--- Aim ---
The lines below are to be quoted exactly, from the first through the one that contains "1162px; overflow: hidden;".

--- Provided data ---
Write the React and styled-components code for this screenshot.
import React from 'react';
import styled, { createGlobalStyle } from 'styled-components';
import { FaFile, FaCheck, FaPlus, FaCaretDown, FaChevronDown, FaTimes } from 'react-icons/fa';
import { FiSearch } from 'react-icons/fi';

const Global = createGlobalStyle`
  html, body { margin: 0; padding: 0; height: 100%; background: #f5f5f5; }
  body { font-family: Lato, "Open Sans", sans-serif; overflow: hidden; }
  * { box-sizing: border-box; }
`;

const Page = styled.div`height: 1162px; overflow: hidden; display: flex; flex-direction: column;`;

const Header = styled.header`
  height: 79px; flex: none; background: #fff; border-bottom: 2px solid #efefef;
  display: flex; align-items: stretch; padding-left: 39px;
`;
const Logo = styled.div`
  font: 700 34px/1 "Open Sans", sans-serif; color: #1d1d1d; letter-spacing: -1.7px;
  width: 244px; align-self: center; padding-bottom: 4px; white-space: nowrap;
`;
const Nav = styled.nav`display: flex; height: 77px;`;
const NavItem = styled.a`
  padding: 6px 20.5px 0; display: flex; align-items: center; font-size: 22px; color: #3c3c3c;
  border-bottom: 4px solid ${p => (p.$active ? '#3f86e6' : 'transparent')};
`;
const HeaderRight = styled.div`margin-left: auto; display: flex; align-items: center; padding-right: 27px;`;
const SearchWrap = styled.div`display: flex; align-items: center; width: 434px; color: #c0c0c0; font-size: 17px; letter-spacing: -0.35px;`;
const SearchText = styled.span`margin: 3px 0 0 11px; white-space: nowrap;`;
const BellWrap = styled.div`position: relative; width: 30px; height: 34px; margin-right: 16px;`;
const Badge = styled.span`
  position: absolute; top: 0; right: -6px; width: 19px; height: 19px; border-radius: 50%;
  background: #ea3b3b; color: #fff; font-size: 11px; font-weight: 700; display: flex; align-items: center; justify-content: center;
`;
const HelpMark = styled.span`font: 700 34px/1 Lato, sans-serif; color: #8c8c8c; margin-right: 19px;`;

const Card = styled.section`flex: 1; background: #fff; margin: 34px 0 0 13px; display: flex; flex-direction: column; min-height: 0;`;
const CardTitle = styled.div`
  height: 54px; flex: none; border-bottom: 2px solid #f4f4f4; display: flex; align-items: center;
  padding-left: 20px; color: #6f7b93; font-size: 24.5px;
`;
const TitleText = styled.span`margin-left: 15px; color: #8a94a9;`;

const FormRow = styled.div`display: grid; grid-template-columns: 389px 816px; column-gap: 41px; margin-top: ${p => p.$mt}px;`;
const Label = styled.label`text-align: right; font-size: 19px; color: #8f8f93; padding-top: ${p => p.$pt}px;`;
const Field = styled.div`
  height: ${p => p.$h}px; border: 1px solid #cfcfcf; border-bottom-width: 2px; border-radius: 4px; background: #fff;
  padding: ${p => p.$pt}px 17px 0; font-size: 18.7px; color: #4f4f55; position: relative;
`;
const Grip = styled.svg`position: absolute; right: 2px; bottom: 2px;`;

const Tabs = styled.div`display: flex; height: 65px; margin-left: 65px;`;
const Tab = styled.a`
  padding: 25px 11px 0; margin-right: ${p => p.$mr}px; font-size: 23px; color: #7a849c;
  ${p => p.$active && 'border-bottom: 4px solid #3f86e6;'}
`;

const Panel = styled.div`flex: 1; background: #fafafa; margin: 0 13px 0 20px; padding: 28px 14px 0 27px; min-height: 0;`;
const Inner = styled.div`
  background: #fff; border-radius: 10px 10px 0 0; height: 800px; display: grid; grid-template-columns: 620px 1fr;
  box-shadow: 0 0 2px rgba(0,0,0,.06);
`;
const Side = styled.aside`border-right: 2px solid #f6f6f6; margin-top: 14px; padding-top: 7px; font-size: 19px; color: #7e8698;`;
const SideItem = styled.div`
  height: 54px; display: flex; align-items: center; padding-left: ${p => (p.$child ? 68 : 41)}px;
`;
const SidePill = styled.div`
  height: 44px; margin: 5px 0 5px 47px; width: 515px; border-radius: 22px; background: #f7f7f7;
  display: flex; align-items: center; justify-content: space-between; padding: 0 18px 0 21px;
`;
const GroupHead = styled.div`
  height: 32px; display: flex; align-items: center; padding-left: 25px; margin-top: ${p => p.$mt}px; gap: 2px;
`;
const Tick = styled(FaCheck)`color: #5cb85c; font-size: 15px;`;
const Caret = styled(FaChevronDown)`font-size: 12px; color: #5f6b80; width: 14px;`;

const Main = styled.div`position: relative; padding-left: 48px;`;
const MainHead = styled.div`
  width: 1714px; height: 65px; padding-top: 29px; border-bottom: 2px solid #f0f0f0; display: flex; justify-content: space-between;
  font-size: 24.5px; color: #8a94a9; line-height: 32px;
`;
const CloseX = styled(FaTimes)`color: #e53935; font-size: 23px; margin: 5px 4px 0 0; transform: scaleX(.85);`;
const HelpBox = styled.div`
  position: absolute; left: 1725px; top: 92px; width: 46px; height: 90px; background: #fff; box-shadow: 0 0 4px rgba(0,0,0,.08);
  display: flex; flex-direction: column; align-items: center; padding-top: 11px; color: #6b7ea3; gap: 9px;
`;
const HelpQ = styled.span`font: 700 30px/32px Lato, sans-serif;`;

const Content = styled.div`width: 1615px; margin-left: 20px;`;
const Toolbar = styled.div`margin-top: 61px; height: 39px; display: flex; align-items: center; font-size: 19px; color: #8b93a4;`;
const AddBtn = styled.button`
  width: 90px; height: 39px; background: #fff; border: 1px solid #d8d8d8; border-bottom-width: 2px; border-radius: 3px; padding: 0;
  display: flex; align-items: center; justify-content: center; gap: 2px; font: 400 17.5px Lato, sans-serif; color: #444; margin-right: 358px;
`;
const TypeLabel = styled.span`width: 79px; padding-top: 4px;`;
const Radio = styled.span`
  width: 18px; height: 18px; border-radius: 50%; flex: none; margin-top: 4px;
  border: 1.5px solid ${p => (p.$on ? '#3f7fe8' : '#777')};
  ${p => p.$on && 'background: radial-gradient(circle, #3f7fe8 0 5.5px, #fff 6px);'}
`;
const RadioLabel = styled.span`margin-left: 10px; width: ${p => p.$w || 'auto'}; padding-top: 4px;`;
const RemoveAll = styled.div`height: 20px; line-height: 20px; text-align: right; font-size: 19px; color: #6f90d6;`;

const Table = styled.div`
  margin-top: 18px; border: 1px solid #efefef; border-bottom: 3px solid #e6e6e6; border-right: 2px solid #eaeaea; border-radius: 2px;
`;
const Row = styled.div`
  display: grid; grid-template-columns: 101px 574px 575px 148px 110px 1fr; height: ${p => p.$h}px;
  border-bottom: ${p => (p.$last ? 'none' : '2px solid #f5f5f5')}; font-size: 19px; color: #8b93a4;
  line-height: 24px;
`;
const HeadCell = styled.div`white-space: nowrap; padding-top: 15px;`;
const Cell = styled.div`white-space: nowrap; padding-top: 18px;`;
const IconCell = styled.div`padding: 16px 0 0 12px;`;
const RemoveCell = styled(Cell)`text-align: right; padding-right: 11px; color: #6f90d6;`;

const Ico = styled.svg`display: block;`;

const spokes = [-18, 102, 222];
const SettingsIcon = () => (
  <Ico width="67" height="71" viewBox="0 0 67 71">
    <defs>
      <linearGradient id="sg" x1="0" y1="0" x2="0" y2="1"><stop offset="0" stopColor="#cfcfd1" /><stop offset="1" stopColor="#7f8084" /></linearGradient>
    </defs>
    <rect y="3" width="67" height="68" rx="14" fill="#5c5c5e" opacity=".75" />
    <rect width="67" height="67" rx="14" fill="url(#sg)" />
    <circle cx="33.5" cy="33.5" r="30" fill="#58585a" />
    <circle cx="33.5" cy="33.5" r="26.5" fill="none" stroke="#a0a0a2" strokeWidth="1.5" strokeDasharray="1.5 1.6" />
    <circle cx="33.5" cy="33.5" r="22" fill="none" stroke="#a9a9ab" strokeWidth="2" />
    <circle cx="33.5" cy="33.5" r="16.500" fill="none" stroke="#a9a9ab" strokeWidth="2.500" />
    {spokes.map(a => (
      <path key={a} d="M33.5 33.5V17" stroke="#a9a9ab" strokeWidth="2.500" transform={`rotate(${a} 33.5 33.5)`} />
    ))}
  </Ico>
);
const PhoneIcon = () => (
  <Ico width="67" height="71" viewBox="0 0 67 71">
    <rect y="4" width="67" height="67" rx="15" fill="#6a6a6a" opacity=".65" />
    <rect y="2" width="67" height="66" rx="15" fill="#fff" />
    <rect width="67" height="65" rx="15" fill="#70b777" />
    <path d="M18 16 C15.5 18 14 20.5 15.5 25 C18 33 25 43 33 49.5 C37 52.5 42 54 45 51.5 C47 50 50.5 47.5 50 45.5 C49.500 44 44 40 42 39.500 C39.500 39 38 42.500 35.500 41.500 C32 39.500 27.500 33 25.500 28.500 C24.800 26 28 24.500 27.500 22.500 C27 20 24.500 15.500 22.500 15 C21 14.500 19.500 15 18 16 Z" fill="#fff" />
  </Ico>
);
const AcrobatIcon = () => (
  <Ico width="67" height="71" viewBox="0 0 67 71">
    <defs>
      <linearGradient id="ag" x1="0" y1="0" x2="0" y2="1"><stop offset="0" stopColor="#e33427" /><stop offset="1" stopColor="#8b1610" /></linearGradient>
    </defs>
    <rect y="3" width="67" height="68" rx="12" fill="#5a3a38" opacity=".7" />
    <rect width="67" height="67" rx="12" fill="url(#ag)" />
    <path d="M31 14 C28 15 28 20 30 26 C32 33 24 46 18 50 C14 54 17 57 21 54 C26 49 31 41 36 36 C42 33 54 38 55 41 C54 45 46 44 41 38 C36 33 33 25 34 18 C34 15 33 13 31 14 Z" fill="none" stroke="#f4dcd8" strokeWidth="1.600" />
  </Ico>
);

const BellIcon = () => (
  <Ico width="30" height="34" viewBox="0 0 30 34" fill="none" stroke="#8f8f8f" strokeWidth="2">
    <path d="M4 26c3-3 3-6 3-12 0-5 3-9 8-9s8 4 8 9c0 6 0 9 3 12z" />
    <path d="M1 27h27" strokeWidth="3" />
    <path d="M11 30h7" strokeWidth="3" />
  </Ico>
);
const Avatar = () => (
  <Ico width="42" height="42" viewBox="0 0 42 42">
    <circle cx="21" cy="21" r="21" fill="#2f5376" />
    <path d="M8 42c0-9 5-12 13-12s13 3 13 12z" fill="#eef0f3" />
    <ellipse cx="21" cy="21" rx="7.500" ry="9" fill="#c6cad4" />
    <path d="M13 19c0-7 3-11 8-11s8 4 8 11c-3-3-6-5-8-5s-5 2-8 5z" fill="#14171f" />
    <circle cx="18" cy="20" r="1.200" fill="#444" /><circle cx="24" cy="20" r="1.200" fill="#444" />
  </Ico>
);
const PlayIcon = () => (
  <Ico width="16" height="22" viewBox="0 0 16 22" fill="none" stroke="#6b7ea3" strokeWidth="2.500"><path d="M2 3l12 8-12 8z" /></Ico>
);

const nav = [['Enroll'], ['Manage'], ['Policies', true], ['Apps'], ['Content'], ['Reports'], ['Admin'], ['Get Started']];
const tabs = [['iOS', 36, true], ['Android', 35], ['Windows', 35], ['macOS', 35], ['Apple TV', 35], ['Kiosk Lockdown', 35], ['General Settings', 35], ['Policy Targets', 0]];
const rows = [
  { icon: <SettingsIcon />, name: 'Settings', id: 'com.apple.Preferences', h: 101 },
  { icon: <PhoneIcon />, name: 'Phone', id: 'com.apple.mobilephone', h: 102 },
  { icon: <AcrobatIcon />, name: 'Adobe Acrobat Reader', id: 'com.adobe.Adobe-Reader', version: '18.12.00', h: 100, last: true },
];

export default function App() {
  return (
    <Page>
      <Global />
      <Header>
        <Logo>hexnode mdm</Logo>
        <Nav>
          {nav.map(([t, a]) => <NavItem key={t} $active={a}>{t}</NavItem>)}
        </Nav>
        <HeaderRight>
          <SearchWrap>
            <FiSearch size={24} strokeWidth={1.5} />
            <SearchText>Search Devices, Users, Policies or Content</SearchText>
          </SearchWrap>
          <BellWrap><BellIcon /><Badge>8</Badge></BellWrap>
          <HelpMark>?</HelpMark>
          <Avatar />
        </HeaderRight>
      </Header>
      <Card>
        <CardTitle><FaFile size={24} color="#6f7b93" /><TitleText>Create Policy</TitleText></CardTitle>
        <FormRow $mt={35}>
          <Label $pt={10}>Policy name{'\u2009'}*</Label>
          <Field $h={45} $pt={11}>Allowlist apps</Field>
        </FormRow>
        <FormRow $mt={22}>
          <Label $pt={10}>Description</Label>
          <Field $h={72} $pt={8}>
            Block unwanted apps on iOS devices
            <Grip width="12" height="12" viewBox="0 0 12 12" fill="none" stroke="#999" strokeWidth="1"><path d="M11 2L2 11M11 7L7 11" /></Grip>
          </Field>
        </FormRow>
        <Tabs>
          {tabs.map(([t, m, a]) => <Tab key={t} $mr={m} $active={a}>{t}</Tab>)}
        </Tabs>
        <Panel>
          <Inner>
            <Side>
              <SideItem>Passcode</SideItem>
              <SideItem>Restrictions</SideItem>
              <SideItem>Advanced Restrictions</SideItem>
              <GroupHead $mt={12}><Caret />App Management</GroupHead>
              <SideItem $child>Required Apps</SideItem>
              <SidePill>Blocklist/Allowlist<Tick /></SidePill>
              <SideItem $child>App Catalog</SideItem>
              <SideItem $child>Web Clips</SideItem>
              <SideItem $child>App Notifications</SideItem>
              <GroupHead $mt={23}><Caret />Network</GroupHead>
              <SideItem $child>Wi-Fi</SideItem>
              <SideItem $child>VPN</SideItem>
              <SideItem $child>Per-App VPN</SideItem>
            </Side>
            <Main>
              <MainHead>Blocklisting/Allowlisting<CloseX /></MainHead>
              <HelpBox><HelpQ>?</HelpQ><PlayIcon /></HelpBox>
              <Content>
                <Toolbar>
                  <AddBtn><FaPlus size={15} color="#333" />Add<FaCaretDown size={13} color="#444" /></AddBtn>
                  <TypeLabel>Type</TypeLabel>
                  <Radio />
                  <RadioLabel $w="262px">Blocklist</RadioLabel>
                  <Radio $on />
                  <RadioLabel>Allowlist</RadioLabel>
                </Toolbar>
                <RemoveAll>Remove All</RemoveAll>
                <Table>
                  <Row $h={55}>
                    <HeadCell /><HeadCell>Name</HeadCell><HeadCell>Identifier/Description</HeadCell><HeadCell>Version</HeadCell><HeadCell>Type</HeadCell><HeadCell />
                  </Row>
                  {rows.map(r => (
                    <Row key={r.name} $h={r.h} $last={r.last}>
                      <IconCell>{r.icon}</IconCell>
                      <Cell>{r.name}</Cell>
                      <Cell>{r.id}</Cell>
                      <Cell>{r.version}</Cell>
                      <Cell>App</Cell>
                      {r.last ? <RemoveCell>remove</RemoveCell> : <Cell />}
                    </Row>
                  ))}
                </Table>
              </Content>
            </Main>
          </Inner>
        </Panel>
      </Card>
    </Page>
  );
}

--- Written answer ---
Write the React and styled-components code for this screenshot.
import React from 'react';
import styled, { createGlobalStyle } from 'styled-components';
import { FaFile, FaCheck, FaPlus, FaCaretDown, FaChevronDown, FaTimes } from 'react-icons/fa';
import { FiSearch } from 'react-icons/fi';

const Global = createGlobalStyle`
  html, body { margin: 0; padding: 0; height: 100%; background: #f5f5f5; }
  body { font-family: Lato, "Open Sans", sans-serif; overflow: hidden; }
  * { box-sizing: border-box; }
`;

const Page = styled.div`height: 1162px; overflow: hidden; display: flex; flex-direction: column;`;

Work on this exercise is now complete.